On the sweeter side, Flower & White, United Kingdom, launched a range of meringue bars. Slow baked using a traditional Swiss recipe, the 100-calorie bars are made with free-range eggs, Callebaut chocolate and only natural colors and flavors. There is raspberry meringue coated in white chocolate with raspberry crumble, chocolate meringue coated in dark chocolate with chocolate shavings, and lemon meringue coated in white chocolate with lemon crunch.
“Indeed, in most countries, food is above all associated with the notion of pleasure,” Ms. Grelot-Girard said. “Pleasure procured through quality and taste, but also through discovery. In fact, 62% of consumers like to discover new products, with scores fairly similar across the different countries that we have studied.”
What does true food mean? It refers to food that is more authentic, more natural, healthier and safer. Consumers are paying more attention to what they eat, and the need for transparency and commitment has never been so strong.
“All around the world, artisans and industrial manufacturers alike are seeking to outdo each other with innovations for underpinning basic and raw pleasure, for rediscovering taste that is natural and true,” Mr. Terlet said. “It’s about the original taste, with nothing else added.”
Lastly, there’s the overarching theme of meaning. Today’s consumers increasingly want to find new meaning in what they eat. Many consumers are getting closer to producers to do their food shopping. They favor short supply chains such as farmers’ markets and cooperatives. Local gives the food purpose.
This is exactly what the new 300 & Bio brand from France’s Eurial cooperative dairy is presenting. Eurial wants to reassure consumers about its purpose of being true and having meaning. The brand provides an ethical and health dimension to its products, which include yogurt, fresh cheese and dairy desserts.
Behind the brand there are 300 organic farmers from western France united in a cooperative. On product lids consumers may find pictures of the farmers to humanize the range. The products are higher fat and described as gourmet and less acidic. This speaks to the “taste” theme.
Beverage innovators are delivering on taste, true and meaning, too. Oh Yes! is described as a smart alternative to soft drinks. Natural ingredients are mixed for a surprisingly subtle taste, all with saying “oh no” to food colorings, additives, sweeteners, artificial flavors and empty calories.
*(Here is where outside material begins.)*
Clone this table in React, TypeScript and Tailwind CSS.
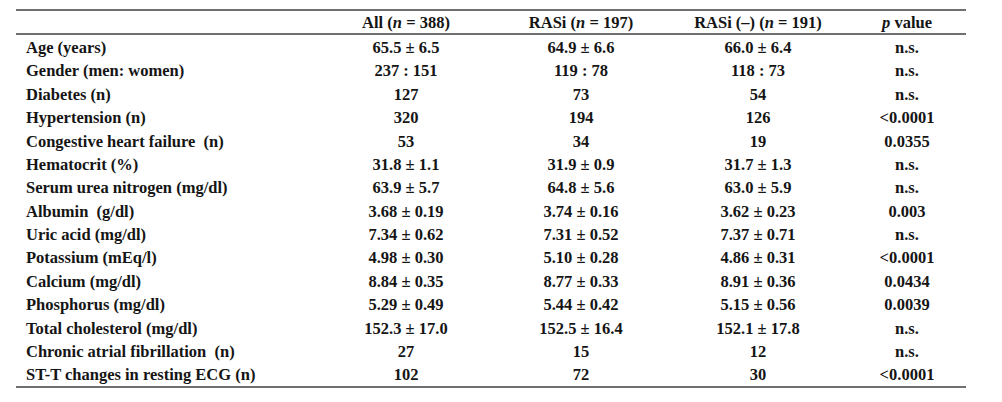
const rows: [string, string, string, string, string][] = [
  ["Age (years)", "65.5 ± 6.5", "64.9 ± 6.6", "66.0 ± 6.4", "n.s."],
  ["Gender (men: women)", "237 : 151", "119 : 78", "118 : 73", "n.s."],
  ["Diabetes (n)", "127", "73", "54", "n.s."],
  ["Hypertension (n)", "320", "194", "126", "<0.0001"],
  ["Congestive heart failure  (n)", "53", "34", "19", "0.0355"],
  ["Hematocrit (%)", "31.8 ± 1.1", "31.9 ± 0.9", "31.7 ± 1.3", "n.s."],
  ["Serum urea nitrogen (mg/dl)", "63.9 ± 5.7", "64.8 ± 5.6", "63.0 ± 5.9", "n.s."],
  ["Albumin  (g/dl)", "3.68 ± 0.19", "3.74 ± 0.16", "3.62 ± 0.23", "0.003"],
  ["Uric acid (mg/dl)", "7.34 ± 0.62", "7.31 ± 0.52", "7.37 ± 0.71", "n.s."],
  ["Potassium (mEq/l)", "4.98 ± 0.30", "5.10 ± 0.28", "4.86 ± 0.31", "<0.0001"],
  ["Calcium (mg/dl)", "8.84 ± 0.35", "8.77 ± 0.33", "8.91 ± 0.36", "0.0434"],
  ["Phosphorus (mg/dl)", "5.29 ± 0.49", "5.44 ± 0.42", "5.15 ± 0.56", "0.0039"],
  ["Total cholesterol (mg/dl)", "152.3 ± 17.0", "152.5 ± 16.4", "152.1 ± 17.8", "n.s."],
  ["Chronic atrial fibrillation  (n)", "27", "15", "12", "n.s."],
  ["ST-T changes in resting ECG (n)", "102", "72", "30", "<0.0001"],
];

function Row({ cells }: { cells: string[] }): JSX.Element {
  return (
    <div className="flex h-[23.4px] items-center pt-[3px]">
      <div className="w-[302px] pl-[10px] whitespace-pre">{cells[0]}</div>
      <div className="w-[176px] text-center">{cells[1]}</div>
      <div className="w-[174px] text-center">{cells[2]}</div>
      <div className="w-[180px] text-center">{cells[3]}</div>
      <div className="w-[118px] text-center">{cells[4]}</div>
    </div>
  );
}

export default function App(): JSX.Element {
  return (
    <div className="w-[1002px] h-[402px] bg-white pl-[16px] pt-[9px] font-['Liberation_Serif',serif] font-bold text-[16.5px] leading-none text-[#151515]">
      <div className="w-[950px]">
        <div className="h-[2px] bg-[#707070]" />
        <div className="flex h-[22px] items-center pt-[3px]">
          <div className="w-[302px]" />
          <div className="w-[176px] text-center">
            All (<i>n</i> = 388)
          </div>
          <div className="w-[174px] text-center">
            RASi (<i>n</i> = 197)
          </div>
          <div className="w-[180px] text-center">
            RASi (–) (<i>n</i> = 191)
          </div>
          <div className="w-[118px] text-center">
            <i>p</i> value
          </div>
        </div>
        <div className="h-[2px] bg-[#707070]" />
        {rows.map((r) => (
          <Row key={r[0]} cells={r} />
        ))}
        <div className="h-[2px] bg-[#707070]" />
      </div>
    </div>
  );
}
The low-calorie beverages (12 to 16 calories per 100 milliliters) are made in France. Each of the three varieties is formulated to provide a different benefit. The “zen” variety contains lemon balm, blueberry and vanilla and is designed as a relaxation beverage. The one labeled as “source” is a natural energizing/resourcing drink made with ginger, lemon and mint. The third variety is “pure.” It is intended for cleansing the system after overindulging and excessive consumption. The natural detox is made with moringa, pineapple and mint.
My Gutness is a line of sparkling lemonades from the Portuguese company of the same name. The beverages are described as water kefir, as they are fermented and contain 100 million probiotic bacteria to support gut health.
Longevity Diet Foods, a Greek start-up, introduced a range of health and wellness yogurts enriched with functional ingredients. All three lines are 2% milkfat without any added flavors or sweeteners. Each line includes a cow, goat and sheep milk option.
Longevity π is enriched with grape polyphenols, antioxidants with multiple functions, including promoting anti-aging and boosting the immune system. Longevity m is enriched with ceremonial green tea matcha catechins, powerful antioxidants with multiple functions, including boosting metabolism. Matcha also contains the amino acid L-theanine, which is known to impact brain function by both relaxing and helping concentrate at the same time. Longevity µ is enriched with inulin and chios µastic, both of which are associated with having a positive impact on the gastrointestinal system.
“Our goal is to create a new generation of food,” said Anna Chatziioannou, managing director, who said the milk sourced for the yogurts comes from her grandfather’s farm.